The task ▸ Please print the lines between the one with "Emit a component" and the one with "const GROUPS = ['Item', 'Common', 'Flow", both ends included, exactly as written, with no pictures.

******************************

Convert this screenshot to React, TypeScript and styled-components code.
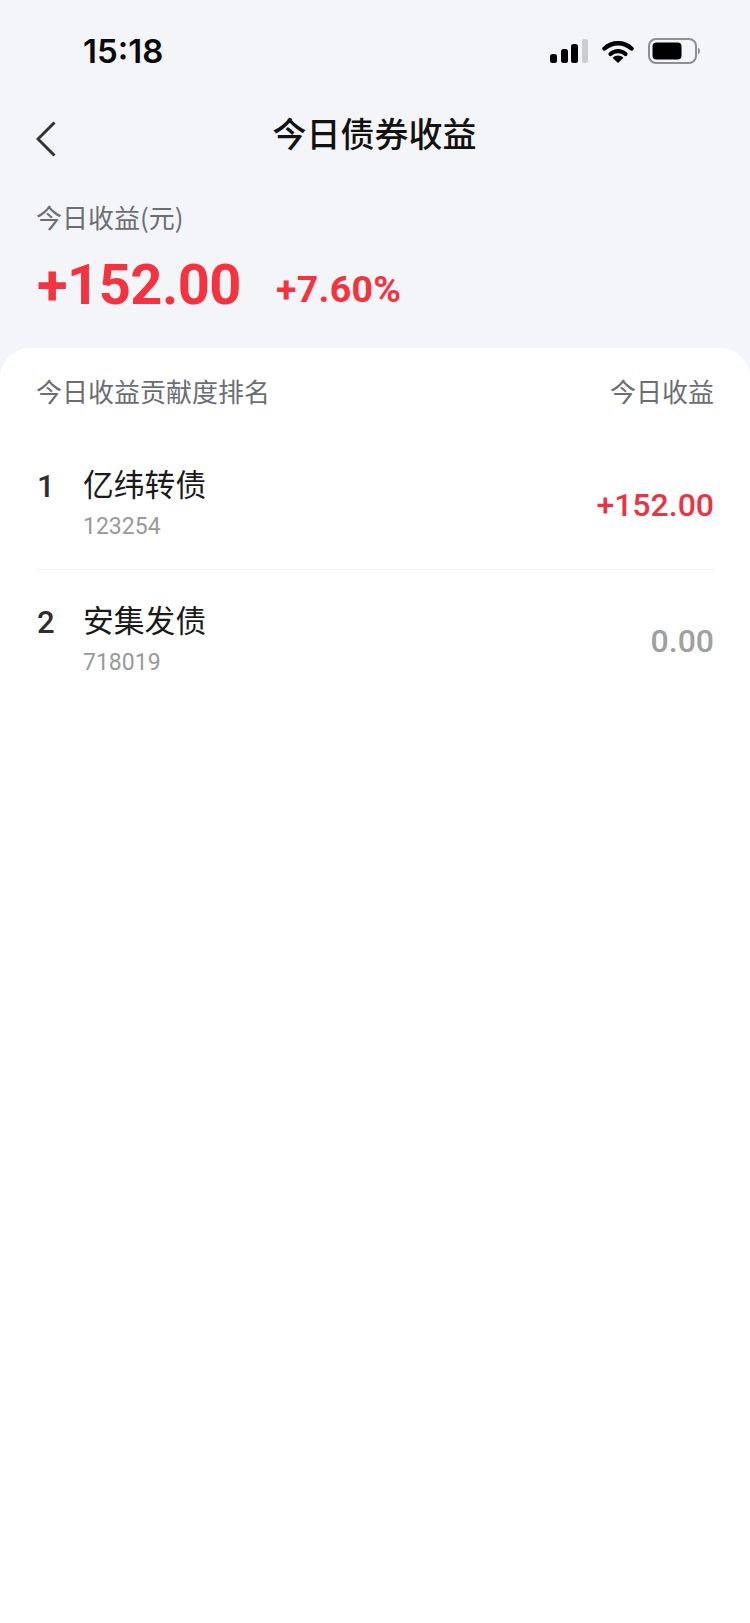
import React from "react";
import styled, { createGlobalStyle } from "styled-components";

const CJK = `"Noto Sans CJK SC", "Noto Sans", sans-serif`;
const NUM = `Roboto, "Noto Sans CJK SC", sans-serif`;

const Global = createGlobalStyle`
  html, body { margin: 0; padding: 0; background: #f4f5f9; }
  * { box-sizing: border-box; }
`;

const Page = styled.div`
  width: 750px;
  height: 1623px;
  display: flex;
  flex-direction: column;
  background: #f4f5f9;
  overflow: hidden;
`;

const StatusBar = styled.div`
  height: 100px;
  padding: 2px 49px 0 83px;
  display: flex;
  align-items: center;
  justify-content: space-between;
`;

const Time = styled.span`
  font: 600 33px/40px Inter, sans-serif;
  letter-spacing: 0;
  color: #0a0a0a;
`;

const StatusIcons = styled.div`
  display: flex;
  align-items: center;
  gap: 14px;
`;

const Nav = styled.div`
  height: 68px;
  padding: 0 36px;
  display: flex;
  align-items: center;
`;

const BackWrap = styled.div`
  display: flex;
  margin-top: 10px;
`;

const NavTitle = styled.h1`
  flex: 1;
  margin: -2px 0 0 -1px;
  padding-right: 20px;
  text-align: center;
  font: 500 34px/48px ${CJK};
  color: #111;
`;

const Summary = styled.div`
  height: 180px;
  padding: 28px 36px 0 36px;
  display: flex;
  flex-direction: column;
`;

const Label = styled.div`
  font: 400 26px/42px ${CJK};
  color: #6b6e73;
`;

const Figures = styled.div`
  margin-top: 14px;
  padding-left: 1px;
  display: flex;
  align-items: flex-end;
  gap: 35px;
`;

const Hero = styled.span`
  font: 700 56px/66px ${NUM};
  letter-spacing: -0.5px;
  color: #f5333f;
`;

const HeroPercent = styled.span`
  font: 700 37.5px/44px ${NUM};
  letter-spacing: 0.3px;
  margin-bottom: 7px;
  color: #f5333f;
`;

const Card = styled.div`
  flex: 1;
  padding: 0 36px;
  background: #fff;
  border-radius: 30px 30px 0 0;
`;

const CardHeader = styled.div`
  height: 86px;
  padding-top: 22px;
  display: flex;
  align-items: flex-start;
  justify-content: space-between;
  font: 400 26px/42px ${CJK};
  color: #6b6e73;
`;

const Row = styled.div<{ $last?: boolean }>`
  height: 136px;
  padding-top: 28px;
  display: flex;
  align-items: flex-start;
  border-bottom: ${(p) => (p.$last ? "none" : "1px solid #f3f3f5")};
`;

const Rank = styled.span`
  width: 47px;
  padding-left: 1px;
  margin-top: 5px;
  font: 500 31px/40px ${NUM};
  color: #2e2e2e;
`;

const Info = styled.div`
  flex: 1;
  display: flex;
  flex-direction: column;
`;

const Name = styled.span`
  font: 400 30.8px/42px ${CJK};
  color: #1a1a1a;
`;

const Code = styled.span`
  margin-top: 4px;
  font: 400 23px/38px ${NUM};
  letter-spacing: 0;
  color: #999;
`;

const Amount = styled.span<{ $up?: boolean }>`
  margin-top: 23px;
  font: 500 32px/40px ${NUM};
  color: ${(p) => (p.$up ? "#ea3445" : "#a0a0a0")};
`;

const rows = [
  { rank: 1, name: "亿纬转债", code: "123254", amount: "+152.00", up: true },
  { rank: 2, name: "安集发债", code: "718019", amount: "0.00", up: false },
];

const Signal = () => (
  <svg width="38" height="24" viewBox="0 0 38 24">
    <rect x="0" y="15" width="7" height="9" rx="2.5" fill="#000" />
    <rect x="11" y="10" width="7" height="14" rx="2.5" fill="#000" />
    <rect x="21" y="5" width="7" height="19" rx="2.5" fill="#000" />
    <rect x="32" y="0" width="6" height="24" rx="2" fill="#ccc" />
  </svg>
);

const Wifi = () => (
  <svg width="32" height="24" viewBox="0 0 32 24">
    <path d="M2.5 9.5A20 20 0 0 1 29.5 9.5" fill="none" stroke="#000" strokeWidth="4.4" strokeLinecap="round" />
    <path d="M8.5 15A11 11 0 0 1 23.5 15" fill="none" stroke="#000" strokeWidth="4.2" strokeLinecap="round" />
    <path d="M16 24L10.5 18.8A8 8 0 0 1 21.5 18.8Z" fill="#000" />
  </svg>
);

const Battery = () => (
  <svg width="53" height="26" viewBox="0 0 53 26">
    <rect x="1" y="1" width="47" height="24" rx="7" fill="none" stroke="#8e8e93" strokeWidth="2" />
    <rect x="4.5" y="4.5" width="29" height="17" rx="4" fill="#000" />
    <path d="M50.5 10Q52.5 13 50.5 16Z" fill="#8e8e93" stroke="#8e8e93" />
  </svg>
);

const BackIcon = () => (
  <svg width="20" height="36" viewBox="0 0 20 36">
    <path d="M18.5 1.5L2 18L18.5 34.5" fill="none" stroke="#333" strokeWidth="3" />
  </svg>
);

export default function App() {
  return (
    <Page>
      <Global />
      <StatusBar>
        <Time>15:18</Time>
        <StatusIcons>
          <Signal />
          <Wifi />
          <Battery />
        </StatusIcons>
      </StatusBar>
      <Nav>
        <BackWrap>
          <BackIcon />
        </BackWrap>
        <NavTitle>今日债券收益</NavTitle>
      </Nav>
      <Summary>
        <Label>今日收益(元)</Label>
        <Figures>
          <Hero>+152.00</Hero>
          <HeroPercent>+7.60%</HeroPercent>
        </Figures>
      </Summary>
      <Card>
        <CardHeader>
          <span>今日收益贡献度排名</span>
          <span>今日收益</span>
        </CardHeader>
        {rows.map((r, i) => (
          <Row key={r.rank} $last={i === rows.length - 1}>
            <Rank>{r.rank}</Rank>
            <Info>
              <Name>{r.name}</Name>
              <Code>{r.code}</Code>
            </Info>
            <Amount $up={r.up}>{r.amount}</Amount>
          </Row>
        ))}
      </Card>
    </Page>
  );
}
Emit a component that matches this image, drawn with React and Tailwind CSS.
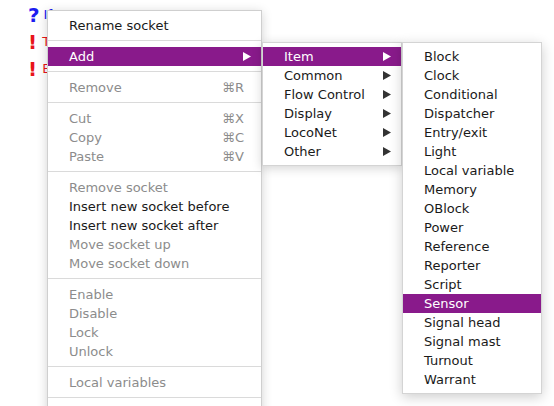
import React from 'react'

const FONT = { fontFamily: '"DejaVu Sans", "Liberation Sans", sans-serif' }

const MAIN = [
  { label: 'Rename socket' },
  'sep',
  { label: 'Add', active: true, arrow: true },
  'sep',
  { label: 'Remove', off: true, key: '⌘R' },
  'sep',
  { label: 'Cut', off: true, key: '⌘X' },
  { label: 'Copy', off: true, key: '⌘C' },
  { label: 'Paste', off: true, key: '⌘V' },
  'sep',
  { label: 'Remove socket', off: true },
  { label: 'Insert new socket before' },
  { label: 'Insert new socket after' },
  { label: 'Move socket up', off: true },
  { label: 'Move socket down', off: true },
  'sep',
  { label: 'Enable', off: true },
  { label: 'Disable', off: true },
  { label: 'Lock', off: true },
  { label: 'Unlock', off: true },
  'sep',
  { label: 'Local variables', off: true },
  'sep',
  { label: '' },
]

const GROUPS = ['Item', 'Common', 'Flow Control', 'Display', 'LocoNet', 'Other']

const ITEMS = [
  'Block', 'Clock', 'Conditional', 'Dispatcher', 'Entry/exit', 'Light', 'Local variable',
  'Memory', 'OBlock', 'Power', 'Reference', 'Reporter', 'Script', 'Sensor',
  'Signal head', 'Signal mast', 'Turnout', 'Warrant',
]

function Arrow({ white }) {
  return (
    <svg width="8" height="9" viewBox="0 0 8 9" className="shrink-0">
      <path d="M0 0 L8 4.5 L0 9 Z" fill={white ? '#ffffff' : '#333333'} />
    </svg>
  )
}

function Row({ label, active, off, shortcut, arrow }) {
  return (
    <div
      className={`h-[19px] flex items-center pl-[21px] ${arrow ? 'pr-[10px]' : 'pr-[17px]'} text-[13px] leading-none ${
        active ? 'bg-[#891a8b] text-white' : off ? 'text-[#8c8c8c]' : 'text-[#1a1a1a]'
      }`}
    >
      <span className="flex-1 whitespace-nowrap">{label}</span>
      {shortcut && <span className="whitespace-nowrap">{shortcut}</span>}
      {arrow && <Arrow white={active} />}
    </div>
  )
}

function Sep() {
  return <div className="mt-[5px] mb-[6px] h-px bg-[#dadada]" />
}

export default function App() {
  return (
    <div className="relative w-[554px] h-[406px] overflow-hidden bg-white" style={FONT}>
      {/* editor lines behind the popup */}
      <div className="flex flex-col pl-[28px] pt-[1px]">
        <div className="h-[27px] flex items-center gap-[4px] text-[#1c1cf0]">
          <span className="text-[20px] font-bold leading-none">?</span>
          <span className="text-[13px] leading-none">If</span>
        </div>
        <div className="h-[27px] flex items-center gap-[5px] text-[#e8141a]">
          <span className="text-[20px] font-bold leading-none">!</span>
          <span className="text-[13px] leading-none">Then</span>
        </div>
        <div className="h-[27px] flex items-center gap-[5px] text-[#e8141a]">
          <span className="text-[20px] font-bold leading-none">!</span>
          <span className="text-[13px] leading-none">Else</span>
        </div>
      </div>

      {/* main popup */}
      <div className="absolute left-[47px] top-[10px] w-[215px] pt-[5px] bg-white border border-[#cfcfcf] shadow-[0_2px_10px_rgba(0,0,0,0.18)]">
        {MAIN.map((m, i) =>
          m === 'sep' ? (
            <Sep key={i} />
          ) : (
            <Row key={i} label={m.label} active={m.active} off={m.off} shortcut={m.key} arrow={m.arrow} />
          )
        )}
      </div>

      {/* Add submenu */}
      <div className="absolute left-[262px] top-[42px] w-[140px] py-[4px] bg-white border border-[#d4d4d4] shadow-[0_2px_10px_rgba(0,0,0,0.18)]">
        {GROUPS.map((g, i) => (
          <Row key={g} label={g} active={i === 0} arrow />
        ))}
      </div>

      {/* Item submenu */}
      <div className="absolute left-[402px] top-[42px] w-[140px] py-[4px] bg-white border border-[#d4d4d4] shadow-[0_3px_12px_rgba(0,0,0,0.2)]">
        {ITEMS.map((it) => (
          <Row key={it} label={it} active={it === 'Sensor'} />
        ))}
      </div>
    </div>
  )
}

******************************

Response for this exercise ▸
Emit a component that matches this image, drawn with React and Tailwind CSS.
import React from 'react'

const FONT = { fontFamily: '"DejaVu Sans", "Liberation Sans", sans-serif' }

const MAIN = [
  { label: 'Rename socket' },
  'sep',
  { label: 'Add', active: true, arrow: true },
  'sep',
  { label: 'Remove', off: true, key: '⌘R' },
  'sep',
  { label: 'Cut', off: true, key: '⌘X' },
  { label: 'Copy', off: true, key: '⌘C' },
  { label: 'Paste', off: true, key: '⌘V' },
  'sep',
  { label: 'Remove socket', off: true },
  { label: 'Insert new socket before' },
  { label: 'Insert new socket after' },
  { label: 'Move socket up', off: true },
  { label: 'Move socket down', off: true },
  'sep',
  { label: 'Enable', off: true },
  { label: 'Disable', off: true },
  { label: 'Lock', off: true },
  { label: 'Unlock', off: true },
  'sep',
  { label: 'Local variables', off: true },
  'sep',
  { label: '' },
]

const GROUPS = ['Item', 'Common', 'Flow Control', 'Display', 'LocoNet', 'Other']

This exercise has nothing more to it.